▸ **Supplied material**:
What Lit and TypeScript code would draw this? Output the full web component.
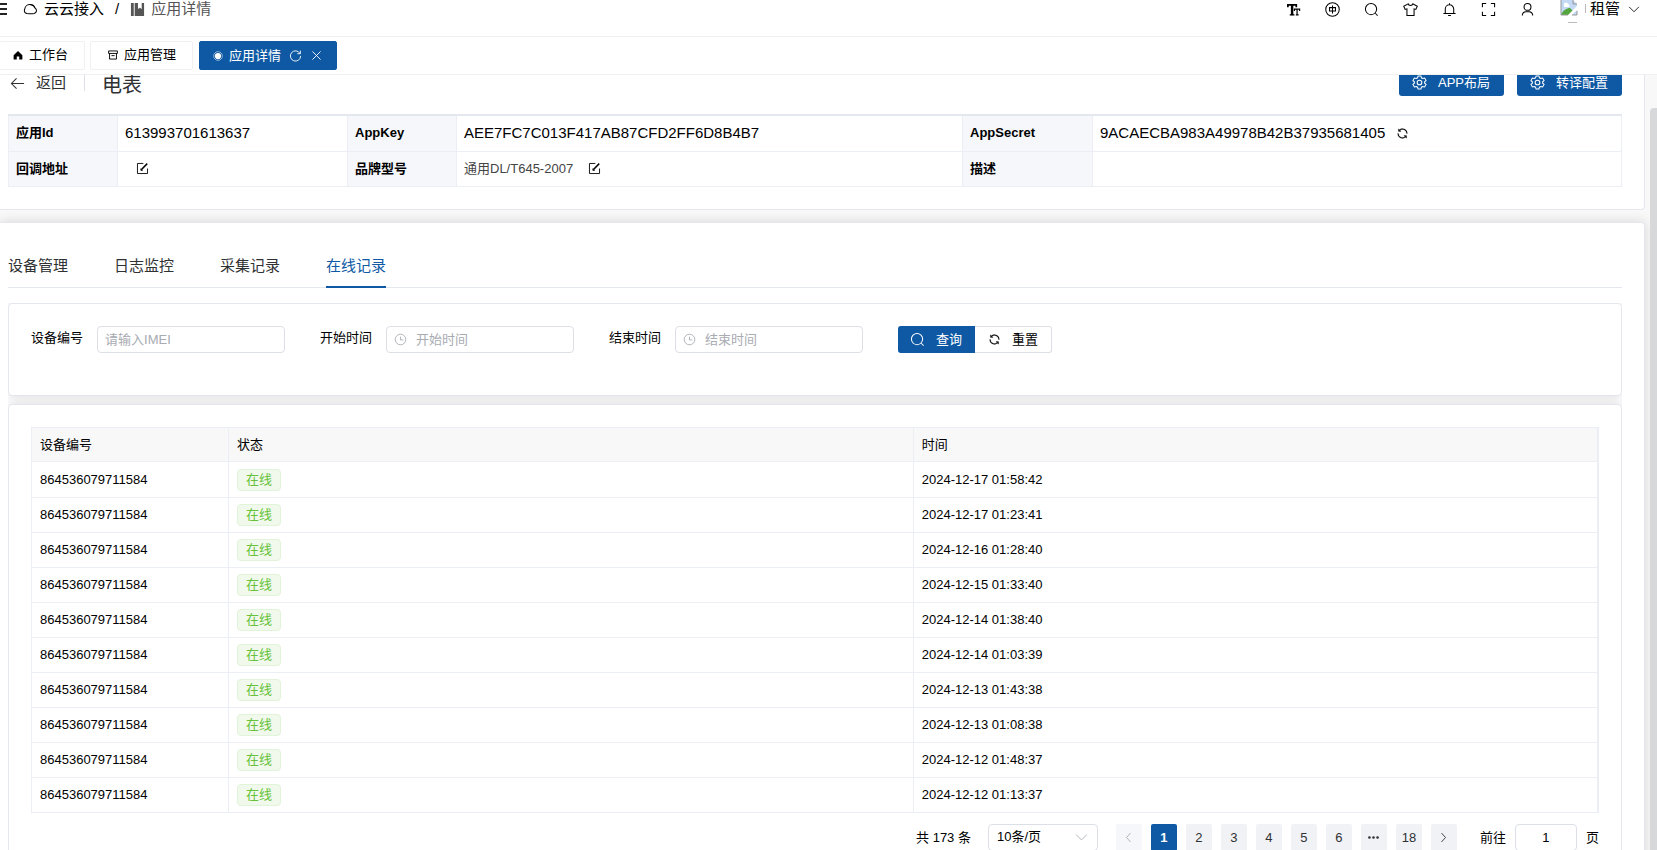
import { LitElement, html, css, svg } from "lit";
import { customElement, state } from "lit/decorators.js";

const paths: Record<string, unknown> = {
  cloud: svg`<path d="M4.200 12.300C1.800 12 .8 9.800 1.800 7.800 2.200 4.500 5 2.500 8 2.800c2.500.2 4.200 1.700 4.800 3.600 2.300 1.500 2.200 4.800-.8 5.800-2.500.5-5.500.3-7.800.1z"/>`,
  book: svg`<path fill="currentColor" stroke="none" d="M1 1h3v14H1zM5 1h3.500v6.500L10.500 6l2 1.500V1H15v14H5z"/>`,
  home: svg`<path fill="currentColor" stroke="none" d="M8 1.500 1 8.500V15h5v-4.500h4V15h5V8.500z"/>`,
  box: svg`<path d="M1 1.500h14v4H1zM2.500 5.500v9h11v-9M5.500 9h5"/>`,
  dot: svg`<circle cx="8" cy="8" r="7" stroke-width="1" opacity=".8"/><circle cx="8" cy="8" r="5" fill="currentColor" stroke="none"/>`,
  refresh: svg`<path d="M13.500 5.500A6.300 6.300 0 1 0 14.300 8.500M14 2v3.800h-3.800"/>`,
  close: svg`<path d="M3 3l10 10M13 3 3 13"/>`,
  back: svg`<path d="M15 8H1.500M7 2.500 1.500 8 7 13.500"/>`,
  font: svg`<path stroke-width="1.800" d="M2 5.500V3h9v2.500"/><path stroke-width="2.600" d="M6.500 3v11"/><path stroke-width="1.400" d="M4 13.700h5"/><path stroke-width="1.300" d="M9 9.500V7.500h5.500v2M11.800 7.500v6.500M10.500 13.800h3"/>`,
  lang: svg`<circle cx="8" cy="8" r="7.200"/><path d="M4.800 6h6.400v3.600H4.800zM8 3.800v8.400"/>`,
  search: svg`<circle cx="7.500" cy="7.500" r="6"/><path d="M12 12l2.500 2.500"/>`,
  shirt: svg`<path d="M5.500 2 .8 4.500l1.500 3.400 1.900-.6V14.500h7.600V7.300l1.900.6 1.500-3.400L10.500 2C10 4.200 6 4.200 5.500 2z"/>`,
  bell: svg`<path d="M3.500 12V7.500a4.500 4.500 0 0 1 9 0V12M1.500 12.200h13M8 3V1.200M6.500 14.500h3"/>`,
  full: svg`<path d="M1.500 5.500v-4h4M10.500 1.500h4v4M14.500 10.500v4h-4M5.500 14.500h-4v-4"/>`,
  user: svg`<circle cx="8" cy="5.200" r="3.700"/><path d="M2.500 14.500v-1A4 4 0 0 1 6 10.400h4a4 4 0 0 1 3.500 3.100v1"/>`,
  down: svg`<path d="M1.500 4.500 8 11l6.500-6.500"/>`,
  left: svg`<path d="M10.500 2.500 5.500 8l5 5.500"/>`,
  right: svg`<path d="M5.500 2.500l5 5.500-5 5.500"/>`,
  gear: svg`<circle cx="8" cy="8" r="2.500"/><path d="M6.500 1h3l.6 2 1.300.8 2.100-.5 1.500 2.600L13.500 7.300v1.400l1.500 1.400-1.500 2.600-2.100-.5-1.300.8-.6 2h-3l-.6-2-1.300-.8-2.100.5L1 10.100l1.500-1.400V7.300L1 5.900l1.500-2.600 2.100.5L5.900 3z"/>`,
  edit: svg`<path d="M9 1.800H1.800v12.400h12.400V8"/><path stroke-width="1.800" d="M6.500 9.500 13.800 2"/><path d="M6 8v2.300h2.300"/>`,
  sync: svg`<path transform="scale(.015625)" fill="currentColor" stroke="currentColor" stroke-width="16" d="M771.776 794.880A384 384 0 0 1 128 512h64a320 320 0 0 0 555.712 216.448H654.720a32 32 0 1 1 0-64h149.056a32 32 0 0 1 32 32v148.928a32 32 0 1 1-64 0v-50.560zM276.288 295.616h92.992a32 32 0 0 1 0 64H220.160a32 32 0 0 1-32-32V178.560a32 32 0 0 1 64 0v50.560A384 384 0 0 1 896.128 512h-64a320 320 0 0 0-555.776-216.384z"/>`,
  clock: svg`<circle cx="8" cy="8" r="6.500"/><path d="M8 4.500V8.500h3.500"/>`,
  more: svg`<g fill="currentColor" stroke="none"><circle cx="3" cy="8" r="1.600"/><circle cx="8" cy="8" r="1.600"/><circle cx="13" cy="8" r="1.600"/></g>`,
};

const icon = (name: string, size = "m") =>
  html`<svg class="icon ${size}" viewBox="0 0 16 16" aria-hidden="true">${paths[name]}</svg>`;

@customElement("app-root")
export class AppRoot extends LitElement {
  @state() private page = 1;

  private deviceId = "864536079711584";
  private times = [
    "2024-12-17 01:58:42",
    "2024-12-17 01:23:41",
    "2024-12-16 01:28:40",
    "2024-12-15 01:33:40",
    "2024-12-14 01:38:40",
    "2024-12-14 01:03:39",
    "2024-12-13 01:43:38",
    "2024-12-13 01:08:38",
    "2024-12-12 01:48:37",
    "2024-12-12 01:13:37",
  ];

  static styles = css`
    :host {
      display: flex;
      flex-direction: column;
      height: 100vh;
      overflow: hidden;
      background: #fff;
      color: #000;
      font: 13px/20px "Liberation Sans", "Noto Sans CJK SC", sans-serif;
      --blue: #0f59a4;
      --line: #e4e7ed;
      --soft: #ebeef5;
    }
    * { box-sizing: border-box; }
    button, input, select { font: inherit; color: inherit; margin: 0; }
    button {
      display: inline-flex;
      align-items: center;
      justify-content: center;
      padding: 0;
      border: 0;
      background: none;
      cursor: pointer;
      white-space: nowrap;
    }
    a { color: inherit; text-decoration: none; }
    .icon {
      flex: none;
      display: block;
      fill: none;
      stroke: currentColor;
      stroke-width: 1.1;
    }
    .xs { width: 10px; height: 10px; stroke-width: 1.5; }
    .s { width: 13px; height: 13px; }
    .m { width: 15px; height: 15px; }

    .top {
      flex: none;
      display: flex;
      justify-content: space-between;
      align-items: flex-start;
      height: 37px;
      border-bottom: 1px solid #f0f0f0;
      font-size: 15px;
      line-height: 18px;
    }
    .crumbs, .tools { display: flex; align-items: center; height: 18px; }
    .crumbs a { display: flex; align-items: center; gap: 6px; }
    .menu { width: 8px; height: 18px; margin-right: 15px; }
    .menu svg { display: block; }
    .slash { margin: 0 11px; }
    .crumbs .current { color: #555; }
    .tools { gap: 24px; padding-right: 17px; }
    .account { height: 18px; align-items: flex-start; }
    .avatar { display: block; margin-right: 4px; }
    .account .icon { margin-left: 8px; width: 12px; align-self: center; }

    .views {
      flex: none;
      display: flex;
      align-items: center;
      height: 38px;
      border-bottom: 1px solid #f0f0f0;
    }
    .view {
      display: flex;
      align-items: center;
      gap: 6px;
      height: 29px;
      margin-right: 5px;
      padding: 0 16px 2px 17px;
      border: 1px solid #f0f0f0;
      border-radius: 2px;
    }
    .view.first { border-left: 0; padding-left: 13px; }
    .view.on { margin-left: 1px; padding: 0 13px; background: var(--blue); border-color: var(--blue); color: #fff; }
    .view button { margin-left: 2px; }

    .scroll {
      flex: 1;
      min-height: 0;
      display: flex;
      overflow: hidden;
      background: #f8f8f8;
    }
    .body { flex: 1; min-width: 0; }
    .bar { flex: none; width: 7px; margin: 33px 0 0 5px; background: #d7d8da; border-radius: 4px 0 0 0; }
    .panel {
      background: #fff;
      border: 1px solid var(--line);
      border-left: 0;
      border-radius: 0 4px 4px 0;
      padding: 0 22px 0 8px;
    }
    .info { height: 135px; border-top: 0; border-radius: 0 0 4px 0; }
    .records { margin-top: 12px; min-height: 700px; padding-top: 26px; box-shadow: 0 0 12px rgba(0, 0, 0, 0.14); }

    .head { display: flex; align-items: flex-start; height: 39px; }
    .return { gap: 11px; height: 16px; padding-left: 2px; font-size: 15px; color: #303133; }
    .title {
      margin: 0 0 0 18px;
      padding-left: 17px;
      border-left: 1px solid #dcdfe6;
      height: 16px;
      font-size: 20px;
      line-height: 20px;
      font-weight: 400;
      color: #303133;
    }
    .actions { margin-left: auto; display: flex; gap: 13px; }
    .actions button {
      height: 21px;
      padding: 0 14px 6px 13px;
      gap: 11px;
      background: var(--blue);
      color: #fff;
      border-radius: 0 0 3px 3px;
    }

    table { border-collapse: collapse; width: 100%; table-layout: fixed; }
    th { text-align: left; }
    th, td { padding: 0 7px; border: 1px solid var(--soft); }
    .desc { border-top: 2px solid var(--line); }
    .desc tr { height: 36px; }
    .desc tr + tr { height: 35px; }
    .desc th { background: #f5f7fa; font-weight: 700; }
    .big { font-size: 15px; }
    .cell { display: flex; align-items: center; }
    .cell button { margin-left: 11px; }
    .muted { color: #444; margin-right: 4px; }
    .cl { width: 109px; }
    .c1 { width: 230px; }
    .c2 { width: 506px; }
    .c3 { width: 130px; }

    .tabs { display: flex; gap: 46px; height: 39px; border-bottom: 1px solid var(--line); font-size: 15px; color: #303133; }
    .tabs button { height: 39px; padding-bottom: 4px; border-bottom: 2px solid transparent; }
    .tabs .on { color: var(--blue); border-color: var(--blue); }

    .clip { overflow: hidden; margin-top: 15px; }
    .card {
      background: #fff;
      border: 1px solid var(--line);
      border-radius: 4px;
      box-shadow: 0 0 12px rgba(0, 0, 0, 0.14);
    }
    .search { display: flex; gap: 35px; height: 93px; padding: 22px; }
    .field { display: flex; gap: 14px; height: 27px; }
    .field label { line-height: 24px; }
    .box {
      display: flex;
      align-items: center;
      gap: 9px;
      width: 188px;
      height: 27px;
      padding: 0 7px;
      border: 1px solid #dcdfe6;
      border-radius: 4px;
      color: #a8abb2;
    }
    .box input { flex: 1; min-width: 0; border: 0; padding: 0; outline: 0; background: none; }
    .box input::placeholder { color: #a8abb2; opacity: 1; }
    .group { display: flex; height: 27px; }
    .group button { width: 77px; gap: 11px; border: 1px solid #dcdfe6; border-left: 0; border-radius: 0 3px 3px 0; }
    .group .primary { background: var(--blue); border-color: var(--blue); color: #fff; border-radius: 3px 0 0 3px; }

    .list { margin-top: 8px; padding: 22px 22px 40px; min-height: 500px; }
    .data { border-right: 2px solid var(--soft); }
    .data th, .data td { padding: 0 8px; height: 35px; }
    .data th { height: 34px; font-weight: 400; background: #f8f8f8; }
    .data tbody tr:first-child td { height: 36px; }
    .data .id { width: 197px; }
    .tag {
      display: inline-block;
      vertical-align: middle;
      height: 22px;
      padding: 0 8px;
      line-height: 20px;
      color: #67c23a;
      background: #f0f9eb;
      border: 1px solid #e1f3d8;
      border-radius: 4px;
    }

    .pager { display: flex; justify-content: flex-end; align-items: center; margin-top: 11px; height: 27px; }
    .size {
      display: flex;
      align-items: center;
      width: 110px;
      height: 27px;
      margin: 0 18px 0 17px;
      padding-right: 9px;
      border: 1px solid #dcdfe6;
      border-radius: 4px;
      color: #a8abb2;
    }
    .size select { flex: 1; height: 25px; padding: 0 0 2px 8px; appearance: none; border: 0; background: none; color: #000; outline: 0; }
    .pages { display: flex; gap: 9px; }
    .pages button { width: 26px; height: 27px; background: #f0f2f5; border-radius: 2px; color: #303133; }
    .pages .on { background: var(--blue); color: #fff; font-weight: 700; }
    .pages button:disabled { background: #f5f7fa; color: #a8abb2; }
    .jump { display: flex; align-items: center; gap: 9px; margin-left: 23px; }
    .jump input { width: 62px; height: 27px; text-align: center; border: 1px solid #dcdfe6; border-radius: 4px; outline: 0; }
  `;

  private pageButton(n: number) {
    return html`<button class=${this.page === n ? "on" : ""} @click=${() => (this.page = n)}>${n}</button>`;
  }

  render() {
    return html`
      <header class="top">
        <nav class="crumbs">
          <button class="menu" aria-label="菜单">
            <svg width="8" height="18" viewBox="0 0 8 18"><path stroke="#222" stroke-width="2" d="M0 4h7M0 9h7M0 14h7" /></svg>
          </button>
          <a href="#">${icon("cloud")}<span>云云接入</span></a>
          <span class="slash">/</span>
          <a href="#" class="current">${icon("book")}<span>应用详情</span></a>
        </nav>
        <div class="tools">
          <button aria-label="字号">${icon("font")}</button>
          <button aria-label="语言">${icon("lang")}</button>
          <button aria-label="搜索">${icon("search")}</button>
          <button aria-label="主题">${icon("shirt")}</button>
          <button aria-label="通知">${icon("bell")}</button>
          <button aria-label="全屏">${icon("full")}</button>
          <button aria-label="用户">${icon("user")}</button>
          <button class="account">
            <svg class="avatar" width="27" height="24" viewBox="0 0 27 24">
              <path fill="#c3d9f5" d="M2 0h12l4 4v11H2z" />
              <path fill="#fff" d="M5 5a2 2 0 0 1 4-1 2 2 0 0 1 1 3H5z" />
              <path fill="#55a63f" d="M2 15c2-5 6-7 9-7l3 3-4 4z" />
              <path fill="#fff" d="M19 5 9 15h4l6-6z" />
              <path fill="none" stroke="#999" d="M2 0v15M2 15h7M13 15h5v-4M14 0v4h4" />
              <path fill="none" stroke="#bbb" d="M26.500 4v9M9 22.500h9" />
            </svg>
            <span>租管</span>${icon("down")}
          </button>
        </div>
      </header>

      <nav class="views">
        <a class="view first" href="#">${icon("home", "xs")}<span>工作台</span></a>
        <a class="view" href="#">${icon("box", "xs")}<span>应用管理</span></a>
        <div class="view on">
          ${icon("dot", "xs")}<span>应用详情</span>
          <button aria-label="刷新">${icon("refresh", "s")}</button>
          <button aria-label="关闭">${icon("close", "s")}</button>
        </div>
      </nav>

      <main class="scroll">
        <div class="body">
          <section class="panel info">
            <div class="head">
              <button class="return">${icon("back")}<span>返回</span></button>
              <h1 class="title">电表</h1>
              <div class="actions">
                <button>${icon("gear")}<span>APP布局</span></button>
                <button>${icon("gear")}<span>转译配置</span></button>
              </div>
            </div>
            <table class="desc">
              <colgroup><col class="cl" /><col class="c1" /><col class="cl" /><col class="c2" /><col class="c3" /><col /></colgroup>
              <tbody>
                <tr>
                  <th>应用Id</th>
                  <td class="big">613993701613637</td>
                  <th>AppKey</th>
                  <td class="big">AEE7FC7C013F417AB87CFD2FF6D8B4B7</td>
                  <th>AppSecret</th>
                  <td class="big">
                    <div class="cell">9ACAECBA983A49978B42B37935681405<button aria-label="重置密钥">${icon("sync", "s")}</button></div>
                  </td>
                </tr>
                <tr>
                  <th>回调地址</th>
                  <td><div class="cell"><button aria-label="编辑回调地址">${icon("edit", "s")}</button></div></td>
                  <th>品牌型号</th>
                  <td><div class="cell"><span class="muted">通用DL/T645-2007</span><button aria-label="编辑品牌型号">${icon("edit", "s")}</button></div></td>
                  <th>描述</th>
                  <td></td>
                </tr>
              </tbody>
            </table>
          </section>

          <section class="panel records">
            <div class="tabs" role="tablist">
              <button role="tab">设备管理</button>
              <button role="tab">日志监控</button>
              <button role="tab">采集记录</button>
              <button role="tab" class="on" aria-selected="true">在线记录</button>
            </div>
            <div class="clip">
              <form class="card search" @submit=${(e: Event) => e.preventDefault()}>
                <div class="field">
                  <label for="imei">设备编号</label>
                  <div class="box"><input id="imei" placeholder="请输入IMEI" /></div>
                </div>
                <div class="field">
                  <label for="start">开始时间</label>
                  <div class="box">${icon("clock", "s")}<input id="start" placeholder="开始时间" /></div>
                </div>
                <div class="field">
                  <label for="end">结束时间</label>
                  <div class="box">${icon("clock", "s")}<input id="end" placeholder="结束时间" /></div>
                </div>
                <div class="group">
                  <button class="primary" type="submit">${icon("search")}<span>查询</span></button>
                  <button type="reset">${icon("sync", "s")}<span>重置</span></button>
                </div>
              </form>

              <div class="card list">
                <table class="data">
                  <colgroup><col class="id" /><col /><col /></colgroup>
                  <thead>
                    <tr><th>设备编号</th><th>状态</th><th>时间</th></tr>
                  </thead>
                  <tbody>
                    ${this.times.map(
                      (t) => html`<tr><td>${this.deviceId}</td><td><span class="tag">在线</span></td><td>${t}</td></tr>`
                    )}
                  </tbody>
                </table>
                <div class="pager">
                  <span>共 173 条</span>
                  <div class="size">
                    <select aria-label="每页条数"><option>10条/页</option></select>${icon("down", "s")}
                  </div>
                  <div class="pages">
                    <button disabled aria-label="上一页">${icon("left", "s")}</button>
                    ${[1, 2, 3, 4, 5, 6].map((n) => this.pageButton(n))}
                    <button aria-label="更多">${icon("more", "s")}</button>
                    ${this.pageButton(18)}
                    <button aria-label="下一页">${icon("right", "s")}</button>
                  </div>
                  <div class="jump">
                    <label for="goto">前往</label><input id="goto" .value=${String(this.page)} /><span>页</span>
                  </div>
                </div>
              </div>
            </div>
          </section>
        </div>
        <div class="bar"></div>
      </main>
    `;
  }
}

▸ **Exercise brief**: State how many lines hold the word "this". The number is the whole answer.

▸ **Complete output**: 7